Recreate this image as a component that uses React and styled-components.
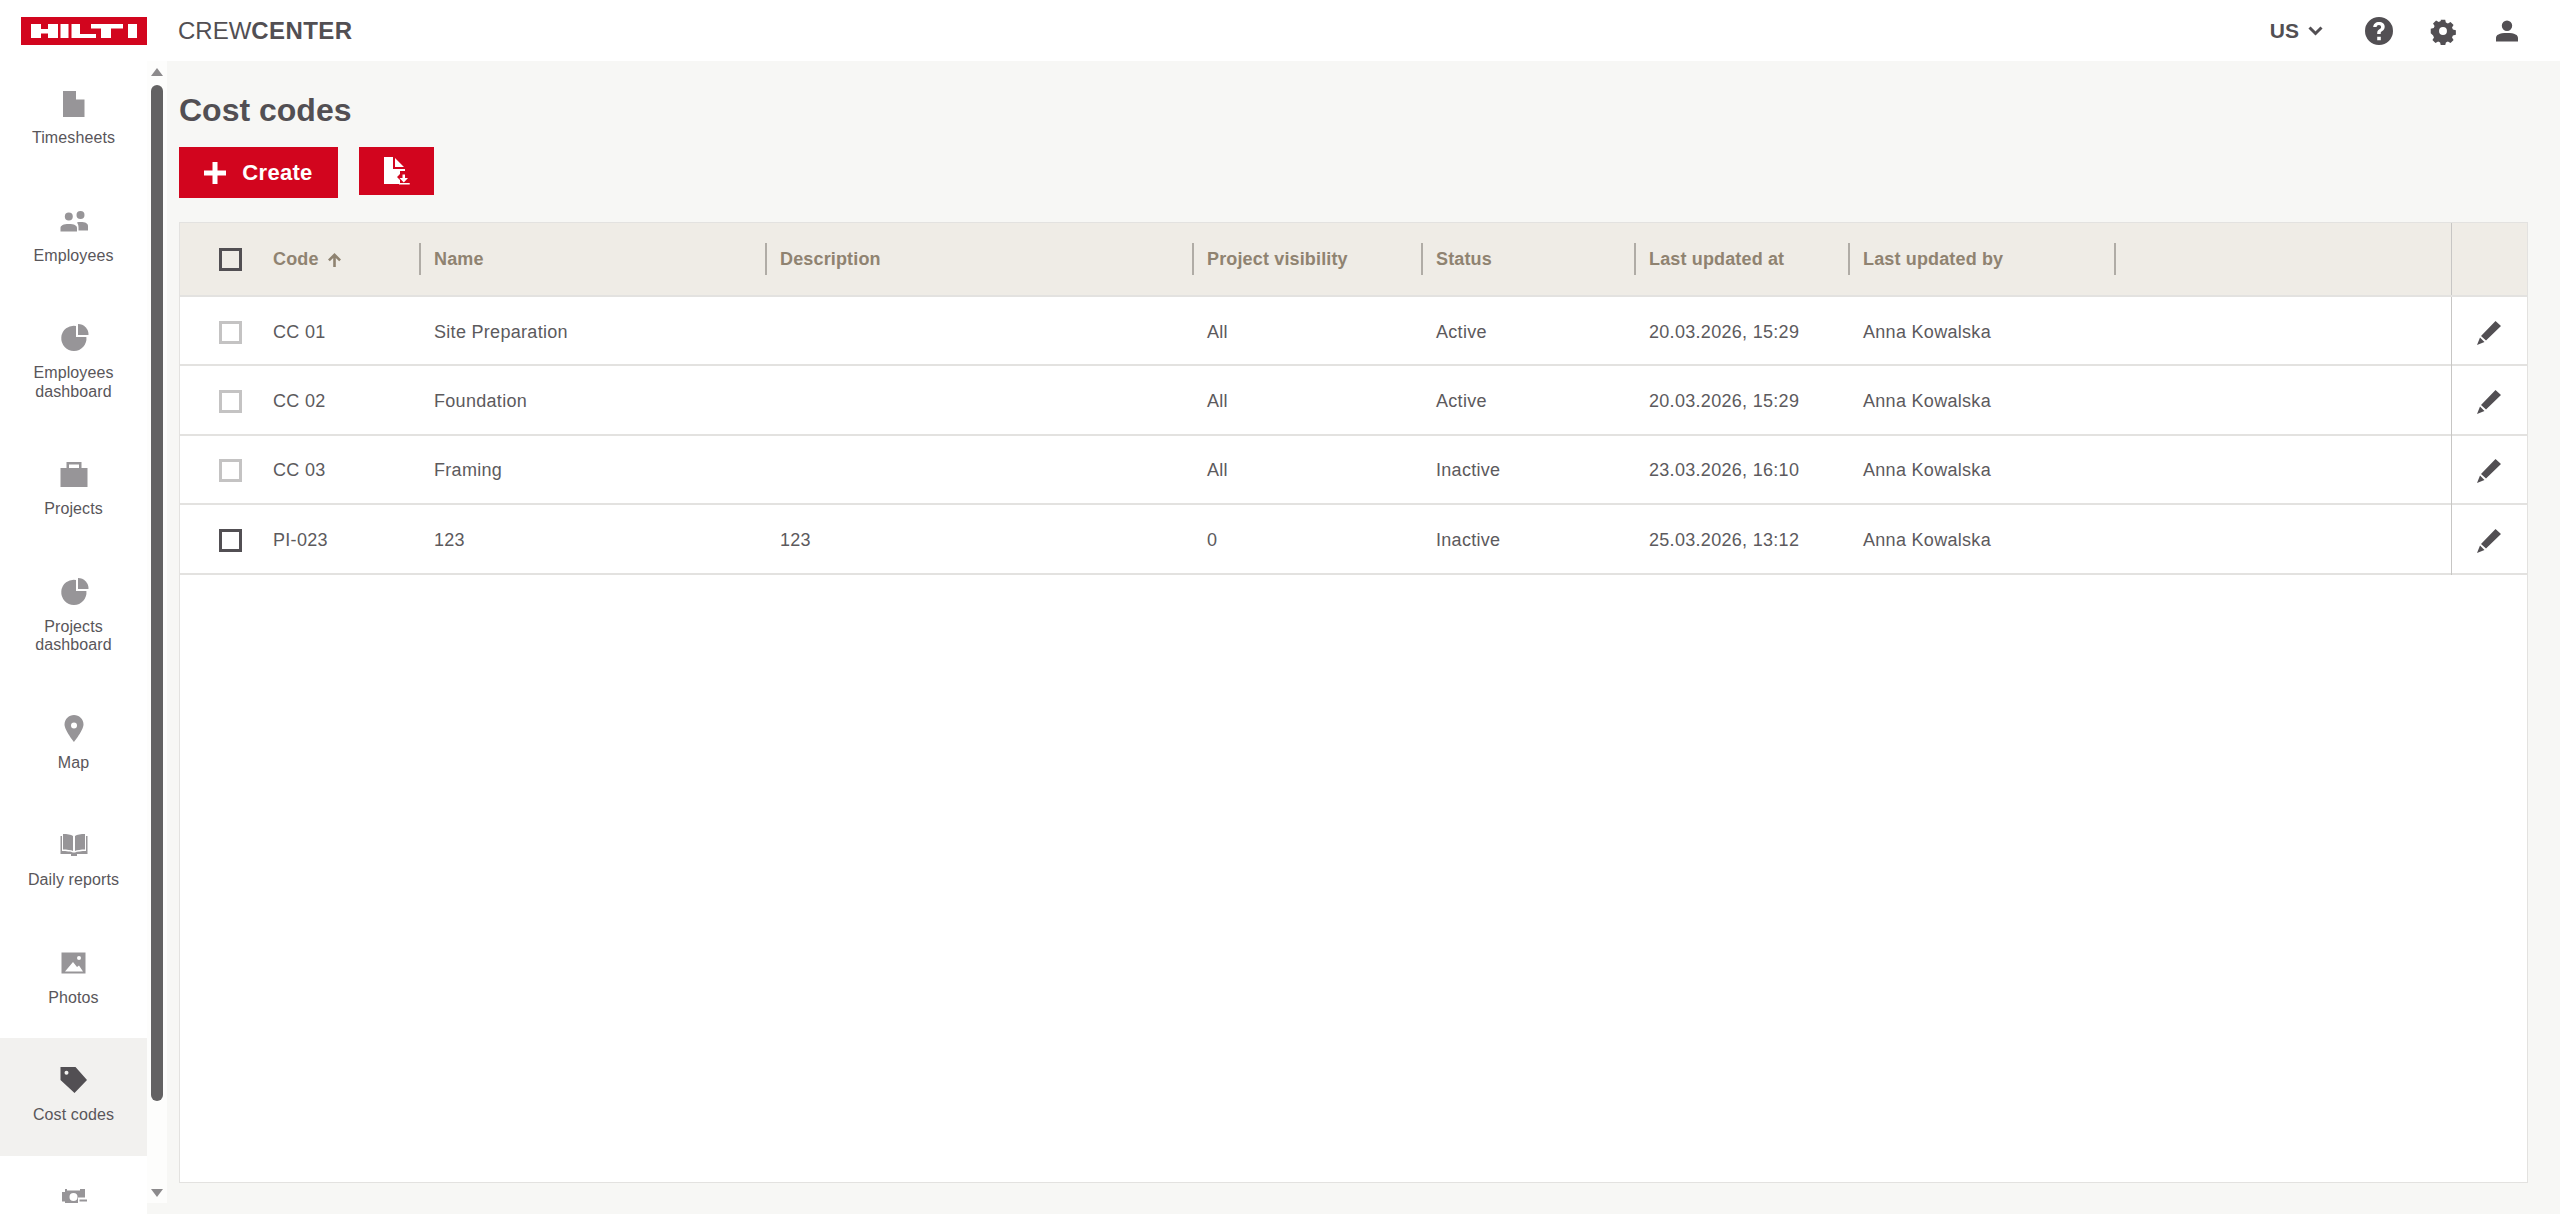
import React from 'react';
import styled, { createGlobalStyle } from 'styled-components';

const GlobalStyle = createGlobalStyle`
  html, body { margin: 0; padding: 0; height: 100%; background: #fff; overflow: hidden; }
  body { font-family: 'Liberation Sans', Arial, sans-serif; color: #524f53; }
`;

const Page = styled.div`
  display: flex;
  flex-direction: column;
  height: 100vh;
`;

const TopBar = styled.header`
  display: flex;
  align-items: center;
  flex: 0 0 61px;
  height: 61px;
  padding: 0 39px 0 21px;
  background: #fff;
`;

const Logo = styled.div`
  display: flex;
  width: 126px;
  height: 28px;
`;

const Brand = styled.div`
  margin-left: 31px;
  font-size: 24px;
  color: #524f53;
  b { font-weight: 700; letter-spacing: 0.4px; }
`;

const TopActions = styled.div`
  display: flex;
  align-items: center;
  margin-left: auto;
`;

const Lang = styled.div`
  display: flex;
  align-items: center;
  gap: 9px;
  margin-right: 42px;
  font-size: 21px;
  font-weight: 700;
`;

const TopIcon = styled.svg`
  display: block;
  width: 28px;
  height: 28px;
  margin-left: ${(p) => p.$gap || 0}px;
  fill: #524f53;
`;

const Body = styled.div`
  display: flex;
  flex: 1;
  min-height: 0;
  background: #f7f7f5;
`;

const Sidebar = styled.nav`
  flex: 0 0 147px;
  background: #fff;
`;

const NavList = styled.div`
  height: 1142px;
  overflow: hidden;
`;

const NavItem = styled.div`
  display: flex;
  flex-direction: column;
  align-items: center;
  height: ${(p) => (p.$double ? 136 : 117.5)}px;
  padding-top: 29px;
  box-sizing: border-box;
  background: ${(p) => (p.$active ? '#f2f1ef' : 'transparent')};
`;

const NavIcon = styled.svg`
  display: block;
  width: 28px;
  height: 28px;
  flex: none;
  overflow: visible;
  fill: ${(p) => (p.$active ? '#524f53' : '#979598')};
`;

const NavLabel = styled.span`
  margin-top: 11px;
  font-size: 16px;
  line-height: 18.6px;
  letter-spacing: 0.1px;
  text-align: center;
  color: #59565a;
`;

const ScrollColumn = styled.div`
  flex: 0 0 20px;
  display: flex;
  flex-direction: column;
  align-items: center;
  height: 1142px;
  background: #fdfdfc;
`;

const Arrow = styled.div`
  flex: none;
  width: 0;
  height: 0;
  margin-top: ${(p) => (p.$down ? 'auto' : '7px')};
  margin-bottom: ${(p) => (p.$down ? '6px' : 0)};
  border-left: 6px solid transparent;
  border-right: 6px solid transparent;
  border-${(p) => (p.$down ? 'top' : 'bottom')}: 8px solid #8c8a8c;
`;

const Thumb = styled.div`
  flex: none;
  width: 12px;
  height: 1016px;
  margin-top: 9px;
  border-radius: 6px;
  background: #636263;
`;

const Main = styled.main`
  flex: 1;
  min-width: 0;
  display: flex;
  flex-direction: column;
  padding: 30px 32px 31px 12px;
  background: #f7f7f5;
`;

const Title = styled.h1`
  margin: 0;
  font-size: 32px;
  line-height: 38px;
  font-weight: 700;
  color: #524f53;
`;

const Toolbar = styled.div`
  display: flex;
  align-items: flex-start;
  gap: 21px;
  margin-top: 18px;
`;

const RedButton = styled.button`
  display: flex;
  align-items: center;
  justify-content: center;
  gap: 16px;
  width: ${(p) => p.$w}px;
  height: ${(p) => p.$h}px;
  padding: 0;
  border: 0;
  background: #d2051e;
  color: #fff;
  font: 700 22px 'Liberation Sans', Arial, sans-serif;
  letter-spacing: 0.3px;
`;

const TableCard = styled.div`
  flex: 1;
  margin-top: 24px;
  border: 1px solid #e3e2e0;
  background: #fff;
  min-height: 0;
`;

const columns = '80px 161px 346px 427px 229px 213px 214px 266px 1fr 76px';

const HeaderRow = styled.div`
  display: grid;
  grid-template-columns: ${columns};
  align-items: center;
  height: 74px;
  box-sizing: border-box;
  background: #efece6;
  border-bottom: 2px solid #e3e2e0;
`;

const Row = styled.div`
  display: grid;
  grid-template-columns: ${columns};
  align-items: center;
  height: 69.4px;
  padding-top: 3px;
  box-sizing: border-box;
  border-bottom: 2px solid #e3e2e0;
`;

const CheckCell = styled.div`
  display: flex;
  padding-left: 39px;
`;

const Check = styled.span`
  display: block;
  box-sizing: border-box;
  width: 23px;
  height: 23px;
  border: 3px solid ${(p) => (p.$muted ? '#c4c3c3' : '#524f53')};
  background: ${(p) => (p.$head ? 'transparent' : '#fff')};
`;

const HeadCell = styled.div`
  display: flex;
  align-items: center;
  gap: 8px;
  height: 32px;
  padding: 1px 0 0 13px;
  box-sizing: border-box;
  font-size: 18px;
  font-weight: 700;
  letter-spacing: 0.15px;
  color: #8f8371;
  border-right: 2px solid #b0aca6;
`;

const Cell = styled.div`
  padding-left: 13px;
  font-size: 18px;
  letter-spacing: 0.3px;
  color: #5c5a5d;
  white-space: nowrap;
`;

const ActionCell = styled.div`
  align-self: stretch;
  display: flex;
  align-items: center;
  justify-content: center;
  border-left: 1px solid #c7c6c4;
  margin-top: ${(p) => (p.$head ? 0 : -3)}px;
  margin-bottom: ${(p) => (p.$head ? 0 : -2)}px;
  padding-top: ${(p) => (p.$head ? 0 : 2)}px;
`;

const PencilIcon = styled.svg`
  display: block;
  width: 24px;
  height: 24px;
  margin-left: -2px;
  fill: #524f53;
`;

const pie = (
  <>
    <path d="M16 .9V12H26.400A12.600 12.600 0 1 1 16 .9z" />
    <path d="M18-1A10.500 10.500 0 0 1 28.500 10H18z" />
  </>
);

const nav = [
  { lines: ['Timesheets'], icon: <path d="M3 1H16V9.500H24.500V27H3z" /> },
  {
    lines: ['Employees'],
    icon: (
      <path d="M8.800 4.500a4 4 0 1 1 0 8 4 4 0 0 1 0-8zM20.500 3a4 4 0 1 1 0 8 4 4 0 0 1 0-8zM.5 23.500V20c0-2.500 3-4 8.300-4s8.200 1.500 8.200 4v3.500zM17 14.500c1-.5 2.200-.5 3.500-.5 5 0 7.500 1.500 7.500 4v4.500H18.500V19.500c0-2-.5-3.500-1.500-5z" />
    ),
  },
  { lines: ['Employees', 'dashboard'], icon: pie },
  {
    lines: ['Projects'],
    icon: <path d="M6.500 1h15v6h-2.500V3.500h-10V7H6.500zM.5 7h27v19H.5z" />,
  },
  { lines: ['Projects', 'dashboard'], icon: pie },
  {
    lines: ['Map'],
    icon: (
      <path
        fillRule="evenodd"
        d="M14 0C19 0 23.500 4 23.500 9.500 23.500 15 14 27 14 27S4.500 15 4.500 9.500C4.500 4 9 0 14 0zm0 7.500a3 3 0 1 0 0 6 3 3 0 0 0 0-6z"
      />
    ),
  },
  {
    lines: ['Daily reports'],
    icon: (
      <path d="M3 2c4 0 8 .5 10 2v15c-2-1-6-1.500-10-1.500zM25 2c-4 0-8 .5-10 2v15c2-1 6-1.500 10-1.500zM.5 4H2V19c4 0 9 .5 11 1.500h2C17 19.500 22 19 26 19V4h1.500V22H17v2h-6v-2H.5z" />
    ),
  },
  {
    lines: ['Photos'],
    icon: (
      <path
        fillRule="evenodd"
        d="M1.500 2.500h24v21h-24zM19 6a2 2 0 1 0 0 4 2 2 0 0 0 0-4zM5 21.500L13 12l4 5 2-1.500 4 6z"
      />
    ),
  },
  {
    lines: ['Cost codes'],
    active: true,
    icon: (
      <path
        fillRule="evenodd"
        d="M.5 0H15.500L27 13 14.500 26 .5 13zM6.500 3.700a2 2 0 1 0 0 4 2 2 0 0 0 0-4z"
      />
    ),
  },
  {
    lines: [],
    icon: (
      <>
        <path
          fillRule="evenodd"
          d="M5 4h2v1.500h13V4h5v8.500h-7V19H5v-2.500H2V7H5zM13.500 8a4 4 0 1 0 0 8 4 4 0 0 0 0-8z"
        />
        <path d="M19.500 14.500H27v2h-7.500z" />
      </>
    ),
  },
];

const rows = [
  { code: 'CC 01', name: 'Site Preparation', desc: '', vis: 'All', status: 'Active', at: '20.03.2026, 15:29', muted: true },
  { code: 'CC 02', name: 'Foundation', desc: '', vis: 'All', status: 'Active', at: '20.03.2026, 15:29', muted: true },
  { code: 'CC 03', name: 'Framing', desc: '', vis: 'All', status: 'Inactive', at: '23.03.2026, 16:10', muted: true },
  { code: 'PI-023', name: '123', desc: '123', vis: '0', status: 'Inactive', at: '25.03.2026, 13:12', muted: false },
];

function HiltiLogo() {
  return (
    <Logo>
      <svg width="126" height="28" viewBox="0 0 126 28">
        <rect width="126" height="28" fill="#d2051e" />
        <path
          fill="#fff"
          d="M10 7H20V12H27V7H37V21H27V16.500H20V21H10zM39.500 7H47.500V21H39.500zM50.500 7H59V17H75V21H50.500zM70 7H102V11.500H90V21H80V11.500H70zM107 7H116V21H107z"
        />
      </svg>
    </Logo>
  );
}

export default function App() {
  return (
    <Page>
      <GlobalStyle />
      <TopBar>
        <HiltiLogo />
        <Brand>
          CREW<b>CENTER</b>
        </Brand>
        <TopActions>
          <Lang>
            US
            <svg width="15" height="10" viewBox="0 0 15 10">
              <path d="M1.500 1.500l6 6 6-6" fill="none" stroke="#524f53" strokeWidth="3" />
            </svg>
          </Lang>
          <TopIcon viewBox="0 0 28 28">
            <path
              fillRule="evenodd"
              d="M14 0a14 14 0 1 1 0 28 14 14 0 0 1 0-28zm-1.800 19.800v3.400h3.600v-3.400zM14 5c-3.400 0-5.600 2-5.800 5h3.400c.1-1.200 1-2 2.300-2 1.300 0 2.200.8 2.200 1.900 0 1-.5 1.500-1.700 2.300-1.500 1-2.200 2-2.200 3.800v.9h3.500v-.7c0-1 .4-1.400 1.600-2.200 1.500-1 2.400-2.300 2.400-4.200C19.700 6.900 17.500 5 14 5z"
            />
          </TopIcon>
          <TopIcon viewBox="-2 -2 32 32" $gap={36}>
            <path
              fillRule="evenodd"
              d="M11.500 1h5l.8 3.400 2.300 1 3-1.800 3.500 3.500-1.800 3 1 2.300 3.400.8v5l-3.400.8-1 2.300 1.800 3-3.500 3.500-3-1.800-2.300 1-.8 3.400h-5l-.8-3.400-2.300-1-3 1.800-3.500-3.500 1.800-3-1-2.300L0 16.500v-5l3.400-.8 1-2.300-1.800-3 3.500-3.500 3 1.800 2.300-1zM14 9.500a4.500 4.500 0 1 0 0 9 4.500 4.500 0 0 0 0-9z"
            />
          </TopIcon>
          <TopIcon viewBox="0 0 28 28" $gap={36}>
            <path d="M14 3.500a5.200 5.200 0 1 1 0 10.400 5.200 5.200 0 0 1 0-10.400zM3 24.500V21c0-3 3-5 11-5s11 2 11 5v3.500z" />
          </TopIcon>
        </TopActions>
      </TopBar>
      <Body>
        <Sidebar>
          <NavList>
            {nav.map((item, i) => (
              <NavItem key={i} $double={item.lines.length === 2} $active={item.active}>
                <NavIcon viewBox="0 0 28 28" $active={item.active}>
                  {item.icon}
                </NavIcon>
                <NavLabel>
                  {item.lines.map((line) => (
                    <React.Fragment key={line}>
                      {line}
                      <br />
                    </React.Fragment>
                  ))}
                </NavLabel>
              </NavItem>
            ))}
          </NavList>
        </Sidebar>
        <ScrollColumn>
          <Arrow />
          <Thumb />
          <Arrow $down />
        </ScrollColumn>
        <Main>
          <Title>Cost codes</Title>
          <Toolbar>
            <RedButton $w={159} $h={51}>
              <svg width="22" height="22" viewBox="0 0 22 22">
                <path fill="#fff" d="M8.500 0h5v8.500H22v5h-8.500V22h-5v-8.500H0v-5h8.500z" />
              </svg>
              Create
            </RedButton>
            <RedButton $w={75} $h={48}>
              <svg width="26" height="28" viewBox="0 0 26 28">
                <path fill="#fff" d="M0 0h9v12h12v2h-5v3l-3 3 3 3v4H0zM11 1l9 9h-9z" />
                <path fill="#fff" d="M18.500 17.500H21V21h3l-4.200 4.500L15.500 21h3zM15 26h10.700v1.500H15z" />
              </svg>
            </RedButton>
          </Toolbar>
          <TableCard>
            <HeaderRow>
              <CheckCell>
                <Check $head />
              </CheckCell>
              <HeadCell>
                Code
                <svg width="15" height="14" viewBox="0 0 15 14">
                  <path fill="#8f8371" d="M7.500 0l6.500 6.500-1.800 1.800L8.800 5v9H6.200V5L2.800 8.300 1 6.500z" />
                </svg>
              </HeadCell>
              <HeadCell>Name</HeadCell>
              <HeadCell>Description</HeadCell>
              <HeadCell>Project visibility</HeadCell>
              <HeadCell>Status</HeadCell>
              <HeadCell>Last updated at</HeadCell>
              <HeadCell>Last updated by</HeadCell>
              <div />
              <ActionCell $head />
            </HeaderRow>
            {rows.map((r) => (
              <Row key={r.code}>
                <CheckCell>
                  <Check $muted={r.muted} />
                </CheckCell>
                <Cell>{r.code}</Cell>
                <Cell>{r.name}</Cell>
                <Cell>{r.desc}</Cell>
                <Cell>{r.vis}</Cell>
                <Cell>{r.status}</Cell>
                <Cell>{r.at}</Cell>
                <Cell>Anna Kowalska</Cell>
                <div />
                <ActionCell>
                  <PencilIcon viewBox="0 0 24 24">
                    <path d="M18.500 0L24 5 9 19.500 4 15zM3 16.500L7.500 21 0 24z" />
                  </PencilIcon>
                </ActionCell>
              </Row>
            ))}
          </TableCard>
        </Main>
      </Body>
    </Page>
  );
}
* * * * * * *
◆ **The problem**:
Copy all the lines above that hold the string "components".

◆ **Answer for this exercise**:
Recreate this image as a component that uses React and styled-components.
import styled, { createGlobalStyle } from 'styled-components';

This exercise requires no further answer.